Logloss (cross entropy):

$\text{logloss} = -\frac{1}{N} \sum_{i=1}^N \sum_{j=1}^M y_{ij} \log(p_{ij})$

with $N$ samples, $M$ classes, $y_{ij}$ true label indicator, $p_{ij}$ predicted probability.

F1 Score:

$F_1 = 2 \cdot \frac{\text{Precision} \cdot \text{Recall}}{\text{Precision} + \text{Recall}}$

Kappa statistic: For inter-rater reliability between predicted and true class assignments.

Empirical results indicate that forward stepwise feature selection and per-class fusion yield $\approx$ 99.8% accuracy and $\approx$ 0.0096 logloss on the original test set (Ahmadi et al., 2015); Random Forest and similar classifiers, after proper feature reduction, consistently deliver $>$ 95% accuracy (Garcia et al., 2016, Sharma et al., 2019).

5. Modern Advances: Deep Learning, Hybrid Fusion, and Lightweight Methods

Recent approaches augment static analysis with convolutional or recurrent neural architectures, hybrid feature fusion, and resource-aware designs. Notable advances include:

Hybrid Feature Fusion: Early-fusion models that concatenate deep learned N-gram–like features (obtained from CNNs over opcode/byte sequences or texture patterns from image representations) with hand-crafted features (entropy, byte unigrams, PE structure) and pass the fused vector to an ensemble classifier (e.g., XGBoost) have consistently outperformed either mode alone (Gibert et al., 2022).
Lightweight Models: Resource-limited mobile/IoT environments motivate highly compressed pipelines. MALITE, for example, converts binaries into 256×256 images, uses patchwise histogram extraction, and classifies with a compact random forest (MALITE-HRF) or an efficiency-oriented CNN (MALITE-MN) using bottleneck residuals (Anand et al., 2023). These offer competitive accuracy (F1 ≈ 97.6%) at orders-of-magnitude reduced computation and memory.
Multiple Instance Learning and 1D Signal Representation: MIL-CNN pipelines that divide high-resolution byteplot images into patches and leverage attention-based aggregation robustly overcome adversarial binary enlargement that can defeat conventional image resizing approaches (Peters et al., 2023). Similarly, direct 1D signal-based CNNs avoid both quantization and spatial artifacts introduced in 2D byteplots, preserving sequential integrity and yielding state-of-the-art F1 on type and family-level classifications (Wilkie et al., 8 Sep 2025).
Dynamic and Behavioral Analysis: CNNs trained on images derived from temporal API call logs (with argument encoding and colormap mapping) or convolutional recurrent models on behavioral sequences (Prefetch, API traces) have demonstrated high accuracy, particularly in resisting polymorphic/metamorphic obfuscation (Shahnawaz et al., 30 May 2025, Alsulami et al., 2018, Carpenter et al., 2023).
Adaptive Feature Selection via Reinforcement Learning: Sequential feature selection frameworks modeled as MDPs and optimized using dueling double deep Q-networks (D3QN) can reduce the number of acquired features by 96.6% while sustaining $>$ 99% accuracy, yielding 30×–40× computational efficiency gains over static feature selection (Khan et al., 6 Jul 2025).

6. Challenges: Concept Drift, Class Imbalance, and Adversarial Robustness

Malware’s evolutionary nature—incorporating polymorphism, metamorphism, and evasion tactics—imposes distinct challenges:

Concept Drift: Models trained on historic data degrade as novel families and variants appear.

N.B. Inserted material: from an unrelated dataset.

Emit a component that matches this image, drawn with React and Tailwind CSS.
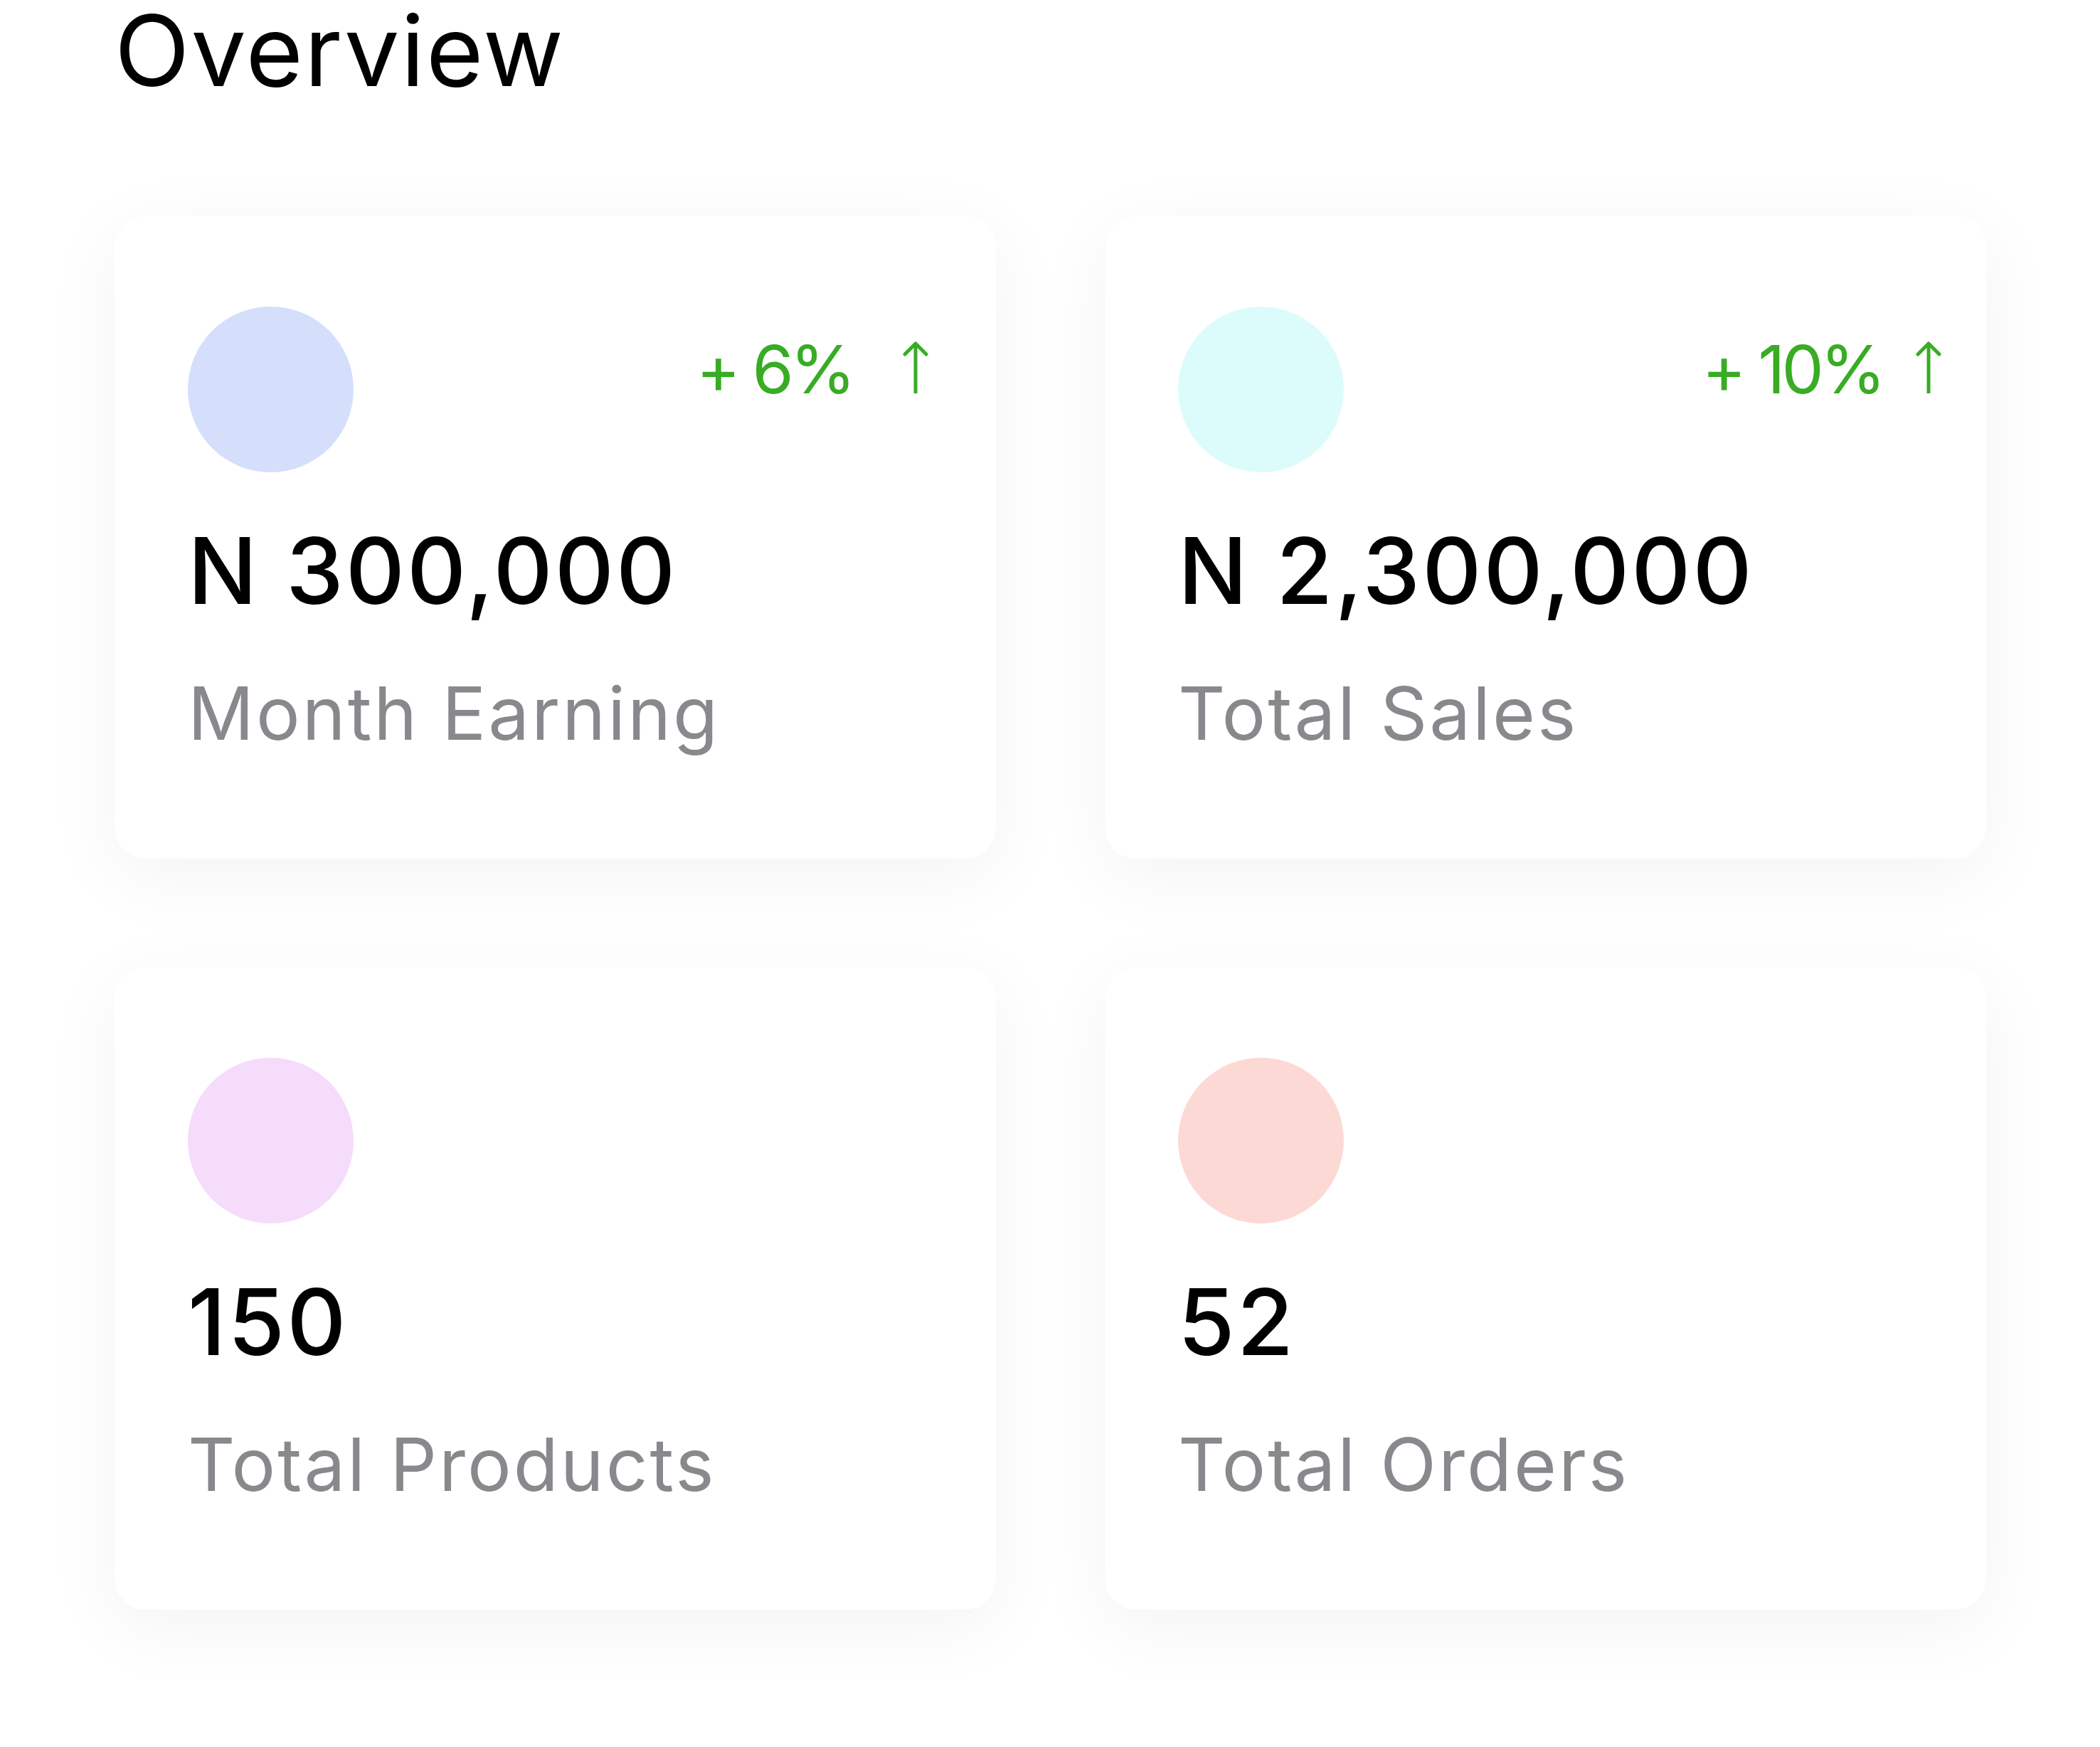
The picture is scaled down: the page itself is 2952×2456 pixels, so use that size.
import React from "react";

const stats = [
  {
    amount: "N 300,000",
    label: "Month Earning",
    dot: "bg-[#d5dffc]",
    trend: "+ 6%",
    trendWrap: "mr-[95px] gap-[71px]",
  },
  {
    amount: "N 2,300,000",
    label: "Total Sales",
    dot: "bg-[#dcfcfb]",
    trend: "+ 10%",
    trendWrap: "mr-[63px] gap-[47px]",
  },
  { amount: "150", label: "Total Products", dot: "bg-[#f5dcfb]" },
  { amount: "52", label: "Total Orders", dot: "bg-[#fdd9d6]" },
];

const ArrowUp = () => (
  <svg width="36" height="76" viewBox="0 0 36 76" fill="none" stroke="#38ac24" strokeWidth="5">
    <path d="M18 6 L18 76" />
    <path d="M3 21 L18 6 L33 21" strokeLinecap="round" strokeLinejoin="round" />
  </svg>
);

const StatCard = ({ amount, label, dot, trend, trendWrap }) => {
  return (
    <div className="bg-white rounded-[44px] shadow-[0_24px_110px_rgba(0,0,0,0.05)] pl-[103px] pt-[127px] pb-[153px]">
      <div className="flex justify-between items-start">
        <div className={`w-[233px] h-[233px] rounded-full ${dot}`} />
        {trend && (
          <div className={`flex items-baseline mt-[41px] ${trendWrap}`}>
            <span className="text-[94px] leading-none tracking-[-5px] text-[#38ac24]">{trend}</span>
            <ArrowUp />
          </div>
        )}
      </div>
      <div className="mt-[74px] text-[129px] leading-none tracking-[3px] font-medium text-black">
        {amount}
      </div>
      <div className="mt-[84px] text-[103px] leading-none tracking-[3px] text-[#89888d]">{label}</div>
    </div>
  );
};

export default function App() {
  return (
    <div
      className="bg-white min-h-screen pl-[161px] pr-[160px] pt-[2px]"
      style={{ fontFamily: "Inter, 'Noto Sans', sans-serif" }}
    >
      <h1 className="text-[138px] leading-none tracking-[2px] font-normal text-black">Overview</h1>

      {/* cards */}
      <div className="grid grid-cols-2 gap-[153px] mt-[164px]">
        {stats.map((s, i) => (
          <StatCard key={i} {...s} />
        ))}
      </div>
    </div>
  );
}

Strategies include drift detection, retraining, and sample rejection mechanisms (Gibert, 29 Apr 2024, Rahman et al., 2022).
Class Imbalance/Novelty: Rare-family detection and novelty detection require robust dimensionality reduction and abstention mechanisms. Semi-supervised frameworks such as MalwareDNA employ hierarchical NMF with automatic model selection to discover latent signatures for both common and rare families, using a reject option to signal uncertainty for novel samples (Eren et al., 4 Mar 2024).
Adversarial Attacks: Functionality-preserving byte modifications, slack-space injections, and sophisticated GAN-based feature manipulation can fool ML-based malware detectors. Defenses include adversarial training, detector diversification, and smoothing-based (including deterministic and stochastic) preprocessing defenses (Gibert, 29 Apr 2024, Peters et al., 2023).

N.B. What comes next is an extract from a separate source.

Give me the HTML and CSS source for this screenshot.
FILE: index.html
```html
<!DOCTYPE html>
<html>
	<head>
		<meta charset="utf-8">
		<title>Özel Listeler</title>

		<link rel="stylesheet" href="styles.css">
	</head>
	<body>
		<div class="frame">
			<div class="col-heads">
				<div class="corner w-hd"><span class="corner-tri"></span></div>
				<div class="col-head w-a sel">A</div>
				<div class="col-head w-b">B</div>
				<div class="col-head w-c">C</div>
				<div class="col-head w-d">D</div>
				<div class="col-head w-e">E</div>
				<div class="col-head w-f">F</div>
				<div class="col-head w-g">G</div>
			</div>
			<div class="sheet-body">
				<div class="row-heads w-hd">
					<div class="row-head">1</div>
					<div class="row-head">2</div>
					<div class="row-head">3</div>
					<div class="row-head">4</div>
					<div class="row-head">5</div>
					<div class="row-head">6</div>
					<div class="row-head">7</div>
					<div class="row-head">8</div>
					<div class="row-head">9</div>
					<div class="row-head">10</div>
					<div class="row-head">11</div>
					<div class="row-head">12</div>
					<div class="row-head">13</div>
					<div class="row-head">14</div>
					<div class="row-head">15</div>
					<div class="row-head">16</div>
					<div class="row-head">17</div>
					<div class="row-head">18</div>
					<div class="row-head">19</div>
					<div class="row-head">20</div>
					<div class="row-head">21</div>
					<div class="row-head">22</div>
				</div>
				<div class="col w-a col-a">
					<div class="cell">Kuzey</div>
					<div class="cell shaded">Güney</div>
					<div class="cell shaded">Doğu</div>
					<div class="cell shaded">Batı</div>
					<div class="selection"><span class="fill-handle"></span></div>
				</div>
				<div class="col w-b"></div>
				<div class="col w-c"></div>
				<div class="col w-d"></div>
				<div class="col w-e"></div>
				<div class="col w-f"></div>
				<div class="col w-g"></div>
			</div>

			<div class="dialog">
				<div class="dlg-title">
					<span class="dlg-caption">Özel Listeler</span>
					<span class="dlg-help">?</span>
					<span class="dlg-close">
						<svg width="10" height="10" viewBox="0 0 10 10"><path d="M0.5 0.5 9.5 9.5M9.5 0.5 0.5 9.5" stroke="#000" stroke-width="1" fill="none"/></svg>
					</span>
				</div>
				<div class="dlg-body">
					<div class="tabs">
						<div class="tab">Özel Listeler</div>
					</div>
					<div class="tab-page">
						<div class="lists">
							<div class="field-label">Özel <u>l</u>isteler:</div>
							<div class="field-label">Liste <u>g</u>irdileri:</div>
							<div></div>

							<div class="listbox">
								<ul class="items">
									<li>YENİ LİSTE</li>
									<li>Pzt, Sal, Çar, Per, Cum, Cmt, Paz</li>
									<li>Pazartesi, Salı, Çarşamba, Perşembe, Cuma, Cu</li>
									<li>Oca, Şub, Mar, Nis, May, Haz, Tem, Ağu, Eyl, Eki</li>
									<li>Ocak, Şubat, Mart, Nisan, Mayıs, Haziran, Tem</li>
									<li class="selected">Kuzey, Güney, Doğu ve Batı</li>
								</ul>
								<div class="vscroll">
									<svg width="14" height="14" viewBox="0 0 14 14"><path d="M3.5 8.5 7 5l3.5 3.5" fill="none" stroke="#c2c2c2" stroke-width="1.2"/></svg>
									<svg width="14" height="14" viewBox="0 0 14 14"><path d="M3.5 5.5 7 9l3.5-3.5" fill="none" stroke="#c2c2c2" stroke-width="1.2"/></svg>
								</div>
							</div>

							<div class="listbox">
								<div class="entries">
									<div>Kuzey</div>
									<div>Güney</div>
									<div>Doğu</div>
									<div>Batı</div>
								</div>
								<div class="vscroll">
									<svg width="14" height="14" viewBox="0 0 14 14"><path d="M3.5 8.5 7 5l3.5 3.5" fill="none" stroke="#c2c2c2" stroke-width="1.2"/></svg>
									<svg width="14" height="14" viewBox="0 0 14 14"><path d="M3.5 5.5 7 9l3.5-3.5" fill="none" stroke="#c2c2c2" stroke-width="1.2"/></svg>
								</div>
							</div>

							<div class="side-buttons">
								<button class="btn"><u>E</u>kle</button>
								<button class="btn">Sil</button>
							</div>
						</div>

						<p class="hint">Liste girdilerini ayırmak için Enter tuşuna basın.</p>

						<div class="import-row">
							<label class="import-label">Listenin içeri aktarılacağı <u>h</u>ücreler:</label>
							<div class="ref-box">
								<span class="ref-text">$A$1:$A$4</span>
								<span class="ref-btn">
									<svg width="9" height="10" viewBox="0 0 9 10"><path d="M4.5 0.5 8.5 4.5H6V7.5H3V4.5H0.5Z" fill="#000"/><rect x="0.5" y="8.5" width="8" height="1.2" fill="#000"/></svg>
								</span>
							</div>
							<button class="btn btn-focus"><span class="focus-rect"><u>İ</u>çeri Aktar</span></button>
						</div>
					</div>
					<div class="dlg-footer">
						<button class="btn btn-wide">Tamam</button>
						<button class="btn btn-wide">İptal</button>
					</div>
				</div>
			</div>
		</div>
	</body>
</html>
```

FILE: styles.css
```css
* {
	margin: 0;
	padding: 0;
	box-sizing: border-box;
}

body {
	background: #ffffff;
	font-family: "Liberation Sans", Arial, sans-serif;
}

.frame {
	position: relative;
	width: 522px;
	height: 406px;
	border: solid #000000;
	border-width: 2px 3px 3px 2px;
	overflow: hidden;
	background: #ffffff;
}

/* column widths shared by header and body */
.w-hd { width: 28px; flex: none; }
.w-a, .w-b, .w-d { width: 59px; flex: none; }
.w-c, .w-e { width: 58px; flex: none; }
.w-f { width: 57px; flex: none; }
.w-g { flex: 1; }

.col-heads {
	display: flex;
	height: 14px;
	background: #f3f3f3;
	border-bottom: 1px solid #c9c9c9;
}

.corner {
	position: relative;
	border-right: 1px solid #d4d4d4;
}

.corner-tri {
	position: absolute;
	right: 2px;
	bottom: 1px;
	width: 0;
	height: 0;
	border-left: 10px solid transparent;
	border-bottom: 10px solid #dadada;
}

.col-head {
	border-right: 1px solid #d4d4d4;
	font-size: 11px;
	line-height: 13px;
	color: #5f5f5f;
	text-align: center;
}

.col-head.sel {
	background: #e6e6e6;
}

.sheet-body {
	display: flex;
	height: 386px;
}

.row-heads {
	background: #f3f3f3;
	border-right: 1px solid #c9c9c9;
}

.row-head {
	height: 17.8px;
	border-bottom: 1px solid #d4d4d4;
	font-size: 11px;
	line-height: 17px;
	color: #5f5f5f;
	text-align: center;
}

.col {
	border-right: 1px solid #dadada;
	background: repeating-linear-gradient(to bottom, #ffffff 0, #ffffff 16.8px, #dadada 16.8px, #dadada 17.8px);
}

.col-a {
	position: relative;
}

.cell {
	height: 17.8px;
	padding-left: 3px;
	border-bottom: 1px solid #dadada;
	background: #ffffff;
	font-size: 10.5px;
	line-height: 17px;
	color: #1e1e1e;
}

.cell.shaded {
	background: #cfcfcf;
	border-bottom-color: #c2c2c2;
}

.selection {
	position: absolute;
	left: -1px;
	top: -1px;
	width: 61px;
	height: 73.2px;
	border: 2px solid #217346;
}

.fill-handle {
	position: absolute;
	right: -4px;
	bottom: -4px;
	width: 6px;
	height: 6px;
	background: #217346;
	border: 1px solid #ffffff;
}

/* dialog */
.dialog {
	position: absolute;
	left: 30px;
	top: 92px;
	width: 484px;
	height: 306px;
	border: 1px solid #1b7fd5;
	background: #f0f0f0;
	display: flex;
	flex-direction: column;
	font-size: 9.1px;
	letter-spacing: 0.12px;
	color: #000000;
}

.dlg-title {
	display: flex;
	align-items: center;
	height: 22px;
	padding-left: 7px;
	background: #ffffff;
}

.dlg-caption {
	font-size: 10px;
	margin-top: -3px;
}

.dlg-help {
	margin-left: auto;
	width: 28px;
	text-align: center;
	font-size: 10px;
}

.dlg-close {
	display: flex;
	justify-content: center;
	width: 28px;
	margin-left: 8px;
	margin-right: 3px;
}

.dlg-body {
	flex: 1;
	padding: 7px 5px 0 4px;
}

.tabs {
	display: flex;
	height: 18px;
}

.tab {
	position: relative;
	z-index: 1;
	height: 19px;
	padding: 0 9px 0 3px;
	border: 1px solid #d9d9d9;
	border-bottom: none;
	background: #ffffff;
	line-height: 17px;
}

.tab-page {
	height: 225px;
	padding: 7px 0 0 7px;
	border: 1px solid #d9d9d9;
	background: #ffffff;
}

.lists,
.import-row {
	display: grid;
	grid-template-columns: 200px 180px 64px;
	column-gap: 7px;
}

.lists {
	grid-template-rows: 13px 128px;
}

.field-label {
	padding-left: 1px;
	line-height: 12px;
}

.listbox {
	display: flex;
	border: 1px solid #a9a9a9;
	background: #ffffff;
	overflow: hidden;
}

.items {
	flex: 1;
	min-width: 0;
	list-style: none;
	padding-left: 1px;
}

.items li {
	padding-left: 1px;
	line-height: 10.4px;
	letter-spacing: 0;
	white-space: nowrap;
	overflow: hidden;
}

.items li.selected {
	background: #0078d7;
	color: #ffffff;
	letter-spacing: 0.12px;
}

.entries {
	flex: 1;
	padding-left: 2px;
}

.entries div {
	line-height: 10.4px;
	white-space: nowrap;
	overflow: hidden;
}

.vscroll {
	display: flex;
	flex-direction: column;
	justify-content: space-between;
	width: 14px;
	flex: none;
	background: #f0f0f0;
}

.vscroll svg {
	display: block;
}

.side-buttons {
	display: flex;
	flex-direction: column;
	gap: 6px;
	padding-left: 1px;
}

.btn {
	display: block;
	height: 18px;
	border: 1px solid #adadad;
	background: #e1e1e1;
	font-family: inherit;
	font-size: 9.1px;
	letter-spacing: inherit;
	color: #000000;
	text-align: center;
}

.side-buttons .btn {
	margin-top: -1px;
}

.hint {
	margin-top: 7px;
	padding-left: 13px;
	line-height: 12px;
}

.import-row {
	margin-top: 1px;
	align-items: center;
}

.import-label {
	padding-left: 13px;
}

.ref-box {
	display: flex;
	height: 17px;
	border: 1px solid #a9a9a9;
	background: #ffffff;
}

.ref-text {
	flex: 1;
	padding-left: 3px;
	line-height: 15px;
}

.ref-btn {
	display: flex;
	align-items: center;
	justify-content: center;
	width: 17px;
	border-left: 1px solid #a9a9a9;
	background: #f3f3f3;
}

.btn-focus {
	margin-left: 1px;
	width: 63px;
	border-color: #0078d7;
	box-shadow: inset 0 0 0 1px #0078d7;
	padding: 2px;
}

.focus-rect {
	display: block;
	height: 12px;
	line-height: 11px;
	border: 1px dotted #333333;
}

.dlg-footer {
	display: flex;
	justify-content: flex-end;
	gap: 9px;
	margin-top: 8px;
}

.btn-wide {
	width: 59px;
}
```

7. Research Trends and Future Directions

The Microsoft Malware Classification Challenge continues to drive research along several axes:

Emerging methods exploit hybrid dynamic-static features, advanced deep architectures (attention, graph-based, transformer-like designs), and multi-modal fusion.
Novel datasets labeled at both type and family levels offer more granular evaluation and enable research into transfer, multi-task, and open-set recognition (Bálik et al., 30 Jun 2025).
Approaches for realistic continual learning remain underdeveloped, as established CL frameworks have underperformed naive joint replay even in large-scale industrial datasets; selective replay remains promising but unoptimized for the complex distributional structure of malware (Rahman et al., 2022).
Interpretability and real-time adaptability (e.g., using lightweight or online models) are critical for industry deployment, regulatory compliance, and analyst feedback (Loi et al., 2021, Anand et al., 2023).

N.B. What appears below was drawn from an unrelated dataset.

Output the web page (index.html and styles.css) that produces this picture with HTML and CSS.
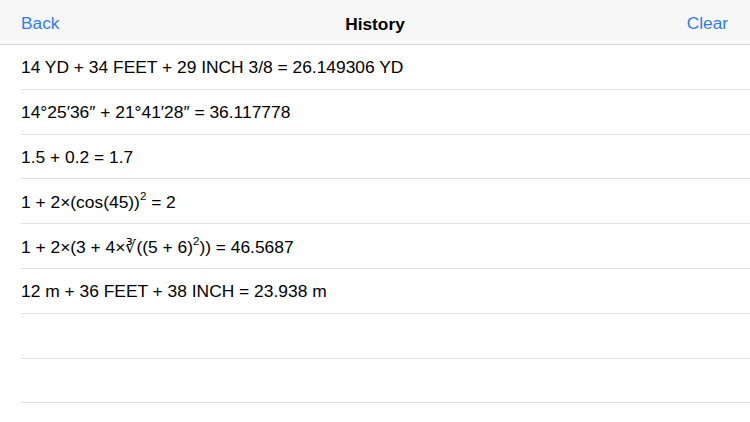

A plausible implication is that future research will prioritize methodologies that jointly optimize classification reliability, adversarial robustness, and resource efficiency, while exploiting both the depth of static and the expressiveness of dynamic/behavioral features. The continued adoption of the Microsoft Malware Classification Challenge dataset as a benchmark will shape quantitative progress and standardize methodological evaluation in the malware detection community.